With two out, singles by Brian Polaha and Lutte and a walk to Billy Burch loaded the bases and brought lead-off hitter Teresavage to the plate.

With the count full and darkness and fog making it hard for everyone to see, Teresavage bounced sharply to second baseman Mike Merkle for the game's final out and the last out of Stahley's season.

"I threw a fastball because I had the most control of that pitch," Warmkessel said. "I didn't want to walk him. If he was going to beat me, he was going to have to get a hit."

Warmkessel whooped it up when the game was over.

"We have a lot of history with Stahley's ... on and off the field," he said. "It's a great rivalry."

Hlay was proud his club (17-16) didn't quit.

"Down 11-4, we battled back to the very last out," he said.

"But give them credit. They hit the ball hard. And that ageless wonder Witkowski (a former Stahley's player) really hurt us. You've got to know not to throw him a fastball. He got one and hit it hard."

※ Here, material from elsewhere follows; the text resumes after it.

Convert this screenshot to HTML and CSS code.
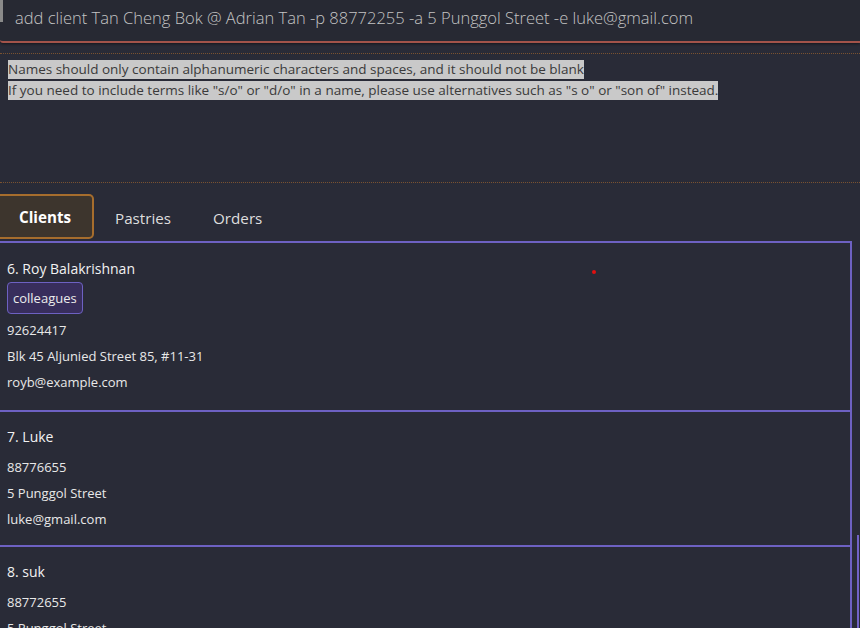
FILE: index.html
```html
<!DOCTYPE html>
<html>
<head>
<meta charset="utf-8">
<link rel="stylesheet" href="styles.css">
</head>
<body>
<div class="app">
  <div class="command">
    <div class="command-edge"></div>
    <span class="command-text">add client Tan Cheng Bok @ Adrian Tan -p 88772255 -a 5 Punggol Street -e luke@gmail.com</span>
  </div>
  <div class="dotted first"></div>
  <div class="result">
    <div class="result-line"><span class="hl">Names should only contain alphanumeric characters and spaces, and it should not be blank</span></div>
    <div class="result-line"><span class="hl">If you need to include terms like "s/o" or "d/o" in a name, please use alternatives such as "s o" or "son of" instead.</span></div>
  </div>
  <div class="dotted second"></div>
  <div class="tabs">
    <div class="tab active">Clients</div>
    <div class="tab">Pastries</div>
    <div class="tab">Orders</div>
  </div>
  <div class="list-wrap">
    <div class="list">
      <div class="card">
        <div class="name">6. Roy Balakrishnan</div>
        <div class="tags"><span class="tag">colleagues</span></div>
        <div class="field">92624417</div>
        <div class="field">Blk 45 Aljunied Street 85, #11-31</div>
        <div class="field">royb@example.com</div>
      </div>
      <div class="card">
        <div class="name">7. Luke</div>
        <div class="field">88776655</div>
        <div class="field">5 Punggol Street</div>
        <div class="field">luke@gmail.com</div>
      </div>
      <div class="card">
        <div class="name">8. suk</div>
        <div class="field">88772655</div>
        <div class="field">5 Punggol Street</div>
      </div>
    </div>
    <div class="scrollbar"></div>
    <div class="dot"></div>
  </div>
</div>
</body>
</html>
```

FILE: styles.css
```css
* { box-sizing: border-box; }
html, body {
  margin: 0;
  padding: 0;
  background: #292b37;
  height: 100%;
  overflow: hidden;
}
.app {
  width: 860px;
  height: 628px;
  display: flex;
  flex-direction: column;
  font-family: "Open Sans", "Noto Sans", sans-serif;
  color: #e6e6e6;
  position: relative;
}
.command {
  height: 43px;
  border-bottom: 2px solid #a3534a;
  border-bottom-left-radius: 3px;
  display: flex;
  align-items: flex-start;
  padding-left: 15px;
  padding-top: 6px;
  position: relative;
  background: #272933;
  box-shadow: 0 1px 3px rgba(0,0,0,0.5);
}
.command-edge {
  position: absolute;
  left: 0;
  top: 0;
  width: 3px;
  height: 22px;
  background: #8a8a8a;
}
.command-text {
  font-size: 16.5px;
  font-weight: 300;
  color: #c4c4c4;
  white-space: nowrap;
}
.dotted {
  border-top: 1px dotted #7a5230;
  height: 0;
}
.dotted.first { margin-top: 10px; }
.result {
  padding: 6px 8px 0;
  height: 128px;
  font-size: 13.5px;
  color: #3a3a3a;
}
.result-line {
  height: 21px;
  line-height: 19px;
}
.hl {
  background: #c9c9c9;
  display: inline-block;
  white-space: nowrap;
}
.tabs {
  display: flex;
  align-items: stretch;
  margin-top: 11px;
  height: 47px;
  padding-bottom: 2px;
  padding-top: 2px;
}
.tab {
  font-size: 15.2px;
  color: #dedede;
  display: flex;
  align-items: center;
  padding: 0 21px;
}
.tab.active {
  background: #3d352d;
  border: 2px solid #a66d2d;
  border-left: none;
  border-radius: 0 5px 5px 0;
  font-weight: 700;
  color: #ffffff;
  padding: 0 21px 0 19px;
  width: 94px;
  margin-top: -2px;
}
.list-wrap {
  flex: 1;
  position: relative;
  display: flex;
  min-height: 0;
}
.list {
  width: 852px;
  border-top: 2px solid #6d61c2;
  border-right: 2px solid #6d61c2;
  display: flex;
  flex-direction: column;
  overflow: hidden;
}
.card {
  border-bottom: 2px solid #6d61c2;
  padding: 15px 7px 16px;
  flex-shrink: 0;
}
.card:first-child {
  padding-top: 16px;
  padding-bottom: 18px;
}
.name {
  font-size: 14px;
  color: #f2f2f2;
  line-height: 20px;
  margin-bottom: 10px;
}
.tags {
  display: flex;
  margin-top: -7px;
  margin-bottom: 6px;
}
.tag {
  background: #382e5c;
  border: 1px solid #6d61c2;
  border-radius: 4px;
  font-size: 13px;
  color: #ececec;
  padding: 5px 5px;
  line-height: 20px;
}
.field {
  font-size: 13px;
  color: #e8e8e8;
  line-height: 20px;
  margin-top: 6px;
  white-space: nowrap;
}
.name + .field { margin-top: 0; }
.scrollbar {
  width: 2px;
  margin-left: 5px;
  margin-top: 294px;
  background: #7163c6;
}
.dot {
  position: absolute;
  left: 592px;
  top: 29px;
  width: 4px;
  height: 4px;
  border-radius: 50%;
  background: #e01010;
}
```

Witkowski, a 1968 Dieruff High grad, had two hits and drove in three runs. He joined Merkle (grand slam), Pete Spisszak (three hits) and DeJesus (two hits, two RBIs) as the Longhorn offensive stars.

"Sure, I'm a little older than most of these guys, but you still want to rise to the occasion," Witkowski said. "I was only playing because Tommy Williams hurt his wrist. So I just wanted to go in there and do the job. This game is still a lot of fun to play."